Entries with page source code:
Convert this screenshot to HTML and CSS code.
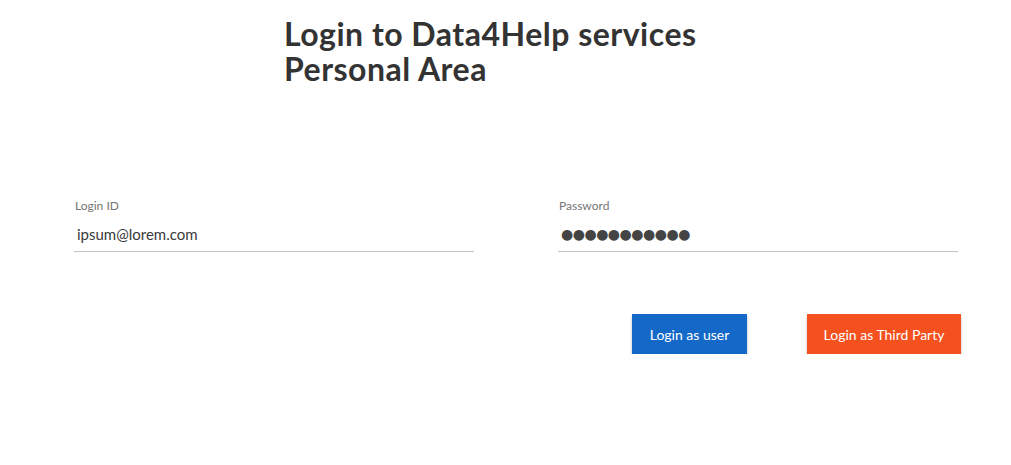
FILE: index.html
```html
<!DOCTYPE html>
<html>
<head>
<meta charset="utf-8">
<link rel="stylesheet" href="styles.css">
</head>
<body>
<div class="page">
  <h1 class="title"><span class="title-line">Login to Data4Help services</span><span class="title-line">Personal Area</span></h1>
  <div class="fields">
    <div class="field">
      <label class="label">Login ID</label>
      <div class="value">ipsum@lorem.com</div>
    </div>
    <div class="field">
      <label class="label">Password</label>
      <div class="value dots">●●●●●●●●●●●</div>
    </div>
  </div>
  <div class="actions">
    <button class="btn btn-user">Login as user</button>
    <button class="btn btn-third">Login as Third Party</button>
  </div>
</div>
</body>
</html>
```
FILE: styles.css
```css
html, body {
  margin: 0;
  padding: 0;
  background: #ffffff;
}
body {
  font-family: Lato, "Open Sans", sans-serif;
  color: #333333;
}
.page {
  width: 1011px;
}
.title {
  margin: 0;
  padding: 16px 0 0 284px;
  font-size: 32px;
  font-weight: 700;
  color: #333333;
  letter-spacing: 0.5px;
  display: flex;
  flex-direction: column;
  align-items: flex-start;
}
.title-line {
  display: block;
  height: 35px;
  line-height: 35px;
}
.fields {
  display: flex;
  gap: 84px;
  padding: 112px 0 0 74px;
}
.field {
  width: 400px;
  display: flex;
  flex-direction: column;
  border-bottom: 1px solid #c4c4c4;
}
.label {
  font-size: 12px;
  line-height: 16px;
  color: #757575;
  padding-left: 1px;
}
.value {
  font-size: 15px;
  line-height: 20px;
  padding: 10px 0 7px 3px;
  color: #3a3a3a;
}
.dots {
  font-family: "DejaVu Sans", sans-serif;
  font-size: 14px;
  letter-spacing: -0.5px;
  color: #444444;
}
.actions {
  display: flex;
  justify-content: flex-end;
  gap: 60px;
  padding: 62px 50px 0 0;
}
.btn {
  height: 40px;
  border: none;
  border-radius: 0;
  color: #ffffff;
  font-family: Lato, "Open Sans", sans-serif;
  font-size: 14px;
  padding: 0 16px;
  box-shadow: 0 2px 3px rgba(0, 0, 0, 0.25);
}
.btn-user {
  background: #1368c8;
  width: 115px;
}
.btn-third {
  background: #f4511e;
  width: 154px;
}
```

--

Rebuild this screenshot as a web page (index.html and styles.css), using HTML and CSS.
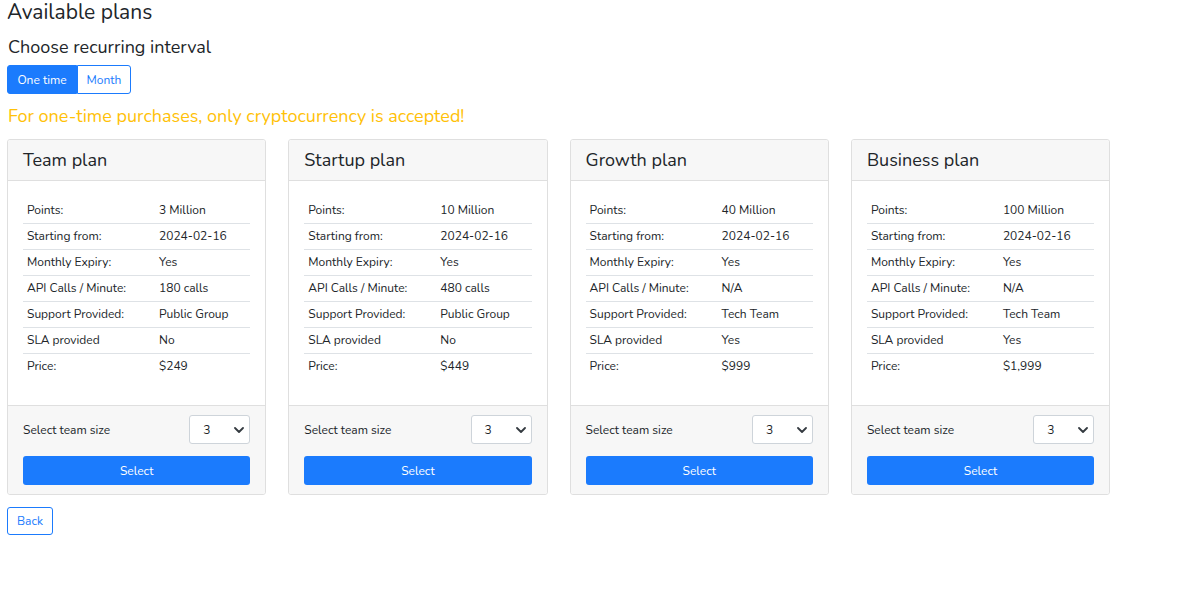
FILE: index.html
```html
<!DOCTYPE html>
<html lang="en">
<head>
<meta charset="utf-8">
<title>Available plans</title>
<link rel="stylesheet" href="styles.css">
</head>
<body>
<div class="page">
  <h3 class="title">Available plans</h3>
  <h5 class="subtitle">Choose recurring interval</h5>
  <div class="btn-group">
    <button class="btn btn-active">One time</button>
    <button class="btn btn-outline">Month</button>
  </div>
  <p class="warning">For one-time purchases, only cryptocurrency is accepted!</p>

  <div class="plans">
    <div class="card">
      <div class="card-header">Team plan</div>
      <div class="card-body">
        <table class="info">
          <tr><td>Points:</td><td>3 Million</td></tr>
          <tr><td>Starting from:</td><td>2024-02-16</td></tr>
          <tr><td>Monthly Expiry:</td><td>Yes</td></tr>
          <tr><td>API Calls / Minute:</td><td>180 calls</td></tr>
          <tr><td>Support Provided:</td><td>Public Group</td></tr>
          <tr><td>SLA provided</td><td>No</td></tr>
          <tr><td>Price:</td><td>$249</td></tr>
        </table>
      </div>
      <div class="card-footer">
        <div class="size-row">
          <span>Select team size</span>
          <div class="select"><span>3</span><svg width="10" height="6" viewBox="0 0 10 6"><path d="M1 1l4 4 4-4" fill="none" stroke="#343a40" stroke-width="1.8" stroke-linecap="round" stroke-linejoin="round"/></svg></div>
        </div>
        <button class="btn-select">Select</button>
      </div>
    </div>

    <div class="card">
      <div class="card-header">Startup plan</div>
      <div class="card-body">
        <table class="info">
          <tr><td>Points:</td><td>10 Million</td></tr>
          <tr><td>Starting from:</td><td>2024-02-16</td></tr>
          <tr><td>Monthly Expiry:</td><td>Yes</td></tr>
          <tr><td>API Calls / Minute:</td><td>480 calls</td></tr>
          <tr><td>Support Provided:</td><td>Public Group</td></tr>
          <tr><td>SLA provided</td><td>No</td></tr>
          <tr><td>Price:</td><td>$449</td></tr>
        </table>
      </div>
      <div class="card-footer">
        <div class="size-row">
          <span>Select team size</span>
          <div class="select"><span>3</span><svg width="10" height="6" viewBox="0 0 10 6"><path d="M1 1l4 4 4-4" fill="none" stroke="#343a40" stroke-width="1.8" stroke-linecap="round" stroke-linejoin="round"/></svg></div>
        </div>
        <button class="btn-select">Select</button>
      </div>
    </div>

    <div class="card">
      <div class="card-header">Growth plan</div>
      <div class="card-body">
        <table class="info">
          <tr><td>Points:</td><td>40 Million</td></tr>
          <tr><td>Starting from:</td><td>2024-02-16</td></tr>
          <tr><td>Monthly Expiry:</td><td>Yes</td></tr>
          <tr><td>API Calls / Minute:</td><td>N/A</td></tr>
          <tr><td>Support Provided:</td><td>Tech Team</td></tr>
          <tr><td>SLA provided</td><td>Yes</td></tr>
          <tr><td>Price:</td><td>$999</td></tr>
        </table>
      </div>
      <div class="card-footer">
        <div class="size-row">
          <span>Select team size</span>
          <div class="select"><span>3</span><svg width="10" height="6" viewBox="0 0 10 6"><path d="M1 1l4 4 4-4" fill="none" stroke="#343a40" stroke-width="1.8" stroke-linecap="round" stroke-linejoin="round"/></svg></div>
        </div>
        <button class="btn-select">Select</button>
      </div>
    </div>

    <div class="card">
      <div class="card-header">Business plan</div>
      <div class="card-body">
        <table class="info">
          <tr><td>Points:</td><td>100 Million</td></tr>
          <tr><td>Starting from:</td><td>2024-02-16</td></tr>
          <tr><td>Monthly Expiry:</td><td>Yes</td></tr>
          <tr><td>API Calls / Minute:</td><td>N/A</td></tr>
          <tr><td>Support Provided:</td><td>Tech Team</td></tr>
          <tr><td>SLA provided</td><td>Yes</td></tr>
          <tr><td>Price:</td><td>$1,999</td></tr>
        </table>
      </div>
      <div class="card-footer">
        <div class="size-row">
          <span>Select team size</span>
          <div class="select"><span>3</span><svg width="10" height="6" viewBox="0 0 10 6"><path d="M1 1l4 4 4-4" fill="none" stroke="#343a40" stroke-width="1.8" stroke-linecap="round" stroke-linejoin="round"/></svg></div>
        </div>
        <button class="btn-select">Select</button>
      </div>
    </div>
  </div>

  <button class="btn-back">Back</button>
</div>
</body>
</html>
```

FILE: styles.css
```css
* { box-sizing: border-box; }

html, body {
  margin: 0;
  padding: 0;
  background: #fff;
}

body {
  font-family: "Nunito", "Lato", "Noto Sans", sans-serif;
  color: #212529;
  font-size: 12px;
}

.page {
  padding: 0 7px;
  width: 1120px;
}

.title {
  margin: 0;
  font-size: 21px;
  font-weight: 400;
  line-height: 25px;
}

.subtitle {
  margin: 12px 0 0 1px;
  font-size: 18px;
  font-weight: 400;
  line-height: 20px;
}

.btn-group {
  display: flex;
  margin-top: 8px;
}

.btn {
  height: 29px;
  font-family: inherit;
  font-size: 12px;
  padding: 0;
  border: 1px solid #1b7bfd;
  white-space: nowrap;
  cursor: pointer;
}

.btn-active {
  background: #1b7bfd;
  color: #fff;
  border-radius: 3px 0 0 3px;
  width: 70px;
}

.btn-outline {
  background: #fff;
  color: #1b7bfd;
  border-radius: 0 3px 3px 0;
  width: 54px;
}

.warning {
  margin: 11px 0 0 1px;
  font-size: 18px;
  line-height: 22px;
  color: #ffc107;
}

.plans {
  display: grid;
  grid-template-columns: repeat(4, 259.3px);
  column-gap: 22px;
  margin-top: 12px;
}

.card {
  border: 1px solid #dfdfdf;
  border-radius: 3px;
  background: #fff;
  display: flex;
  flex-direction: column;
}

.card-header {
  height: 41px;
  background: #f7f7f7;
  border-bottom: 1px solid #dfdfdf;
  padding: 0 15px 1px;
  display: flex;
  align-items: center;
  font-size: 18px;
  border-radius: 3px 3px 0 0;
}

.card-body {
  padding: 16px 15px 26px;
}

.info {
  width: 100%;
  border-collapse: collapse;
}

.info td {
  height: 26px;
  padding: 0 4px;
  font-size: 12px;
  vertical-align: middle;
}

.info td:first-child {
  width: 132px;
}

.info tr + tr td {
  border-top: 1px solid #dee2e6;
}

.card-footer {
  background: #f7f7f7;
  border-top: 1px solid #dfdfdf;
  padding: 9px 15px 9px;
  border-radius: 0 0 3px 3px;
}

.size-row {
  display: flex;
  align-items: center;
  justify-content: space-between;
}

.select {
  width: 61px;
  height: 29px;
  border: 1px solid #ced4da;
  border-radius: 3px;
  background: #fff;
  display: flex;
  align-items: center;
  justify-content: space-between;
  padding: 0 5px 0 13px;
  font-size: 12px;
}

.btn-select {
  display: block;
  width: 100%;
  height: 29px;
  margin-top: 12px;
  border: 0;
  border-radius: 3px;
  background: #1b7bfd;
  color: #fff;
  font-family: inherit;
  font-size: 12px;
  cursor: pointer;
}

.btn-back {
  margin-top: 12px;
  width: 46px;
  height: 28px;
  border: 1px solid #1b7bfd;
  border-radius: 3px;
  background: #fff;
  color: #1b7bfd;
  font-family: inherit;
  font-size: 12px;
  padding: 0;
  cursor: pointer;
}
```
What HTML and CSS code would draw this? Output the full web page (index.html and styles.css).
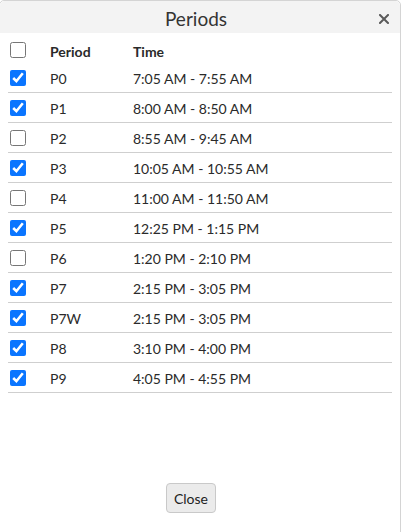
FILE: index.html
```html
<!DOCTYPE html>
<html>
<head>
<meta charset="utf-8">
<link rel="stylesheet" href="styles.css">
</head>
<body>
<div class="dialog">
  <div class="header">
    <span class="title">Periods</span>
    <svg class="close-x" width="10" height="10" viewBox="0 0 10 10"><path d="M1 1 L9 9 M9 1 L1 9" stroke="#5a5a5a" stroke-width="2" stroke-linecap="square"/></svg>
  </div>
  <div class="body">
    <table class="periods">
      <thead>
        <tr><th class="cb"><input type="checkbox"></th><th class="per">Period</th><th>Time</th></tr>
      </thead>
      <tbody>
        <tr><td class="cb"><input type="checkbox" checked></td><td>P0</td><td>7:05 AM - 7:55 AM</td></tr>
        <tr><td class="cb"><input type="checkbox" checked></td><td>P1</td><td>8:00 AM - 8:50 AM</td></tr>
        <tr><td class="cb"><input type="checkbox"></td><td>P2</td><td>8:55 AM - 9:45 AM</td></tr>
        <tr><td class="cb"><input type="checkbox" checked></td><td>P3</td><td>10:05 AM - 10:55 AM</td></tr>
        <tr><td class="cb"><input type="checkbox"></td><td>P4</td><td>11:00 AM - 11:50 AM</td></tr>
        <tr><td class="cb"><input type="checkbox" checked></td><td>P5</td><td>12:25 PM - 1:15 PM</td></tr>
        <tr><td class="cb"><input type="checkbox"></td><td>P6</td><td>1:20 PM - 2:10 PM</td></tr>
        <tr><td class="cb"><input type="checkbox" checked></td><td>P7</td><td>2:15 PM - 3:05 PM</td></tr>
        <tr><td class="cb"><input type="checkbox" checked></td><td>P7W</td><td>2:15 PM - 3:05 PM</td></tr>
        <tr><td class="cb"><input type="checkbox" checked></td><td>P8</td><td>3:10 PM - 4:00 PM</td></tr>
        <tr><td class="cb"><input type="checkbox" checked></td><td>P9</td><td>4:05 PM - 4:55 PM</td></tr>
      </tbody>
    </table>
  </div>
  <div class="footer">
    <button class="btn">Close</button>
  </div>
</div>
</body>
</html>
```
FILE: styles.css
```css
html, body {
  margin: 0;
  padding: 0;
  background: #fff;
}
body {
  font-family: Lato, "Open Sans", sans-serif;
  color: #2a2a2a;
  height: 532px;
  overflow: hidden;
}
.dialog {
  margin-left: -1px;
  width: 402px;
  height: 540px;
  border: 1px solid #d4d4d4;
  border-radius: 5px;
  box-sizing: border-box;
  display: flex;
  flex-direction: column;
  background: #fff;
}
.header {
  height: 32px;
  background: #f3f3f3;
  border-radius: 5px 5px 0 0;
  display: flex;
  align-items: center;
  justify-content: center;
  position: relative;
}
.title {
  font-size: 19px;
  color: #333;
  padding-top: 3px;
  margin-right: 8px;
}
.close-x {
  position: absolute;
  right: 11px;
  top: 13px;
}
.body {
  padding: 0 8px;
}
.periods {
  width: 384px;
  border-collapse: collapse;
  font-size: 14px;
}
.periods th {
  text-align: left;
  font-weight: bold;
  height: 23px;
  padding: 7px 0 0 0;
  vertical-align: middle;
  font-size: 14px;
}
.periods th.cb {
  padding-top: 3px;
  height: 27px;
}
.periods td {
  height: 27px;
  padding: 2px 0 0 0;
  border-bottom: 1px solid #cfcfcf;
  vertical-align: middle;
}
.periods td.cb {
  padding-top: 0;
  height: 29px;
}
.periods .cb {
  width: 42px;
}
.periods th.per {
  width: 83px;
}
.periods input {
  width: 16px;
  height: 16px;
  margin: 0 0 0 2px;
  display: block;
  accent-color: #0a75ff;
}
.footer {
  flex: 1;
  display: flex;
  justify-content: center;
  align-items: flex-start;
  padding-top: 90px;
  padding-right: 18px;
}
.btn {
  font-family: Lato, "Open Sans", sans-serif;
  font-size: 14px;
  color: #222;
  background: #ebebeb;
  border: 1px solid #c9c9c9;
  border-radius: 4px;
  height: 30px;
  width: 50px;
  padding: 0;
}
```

WORK TO BE COMPLETED — Show the lines that mention the word "screenshot".

TASK OUTPUT —
Convert this screenshot to HTML and CSS code.
Rebuild this screenshot as a web page (index.html and styles.css), using HTML and CSS.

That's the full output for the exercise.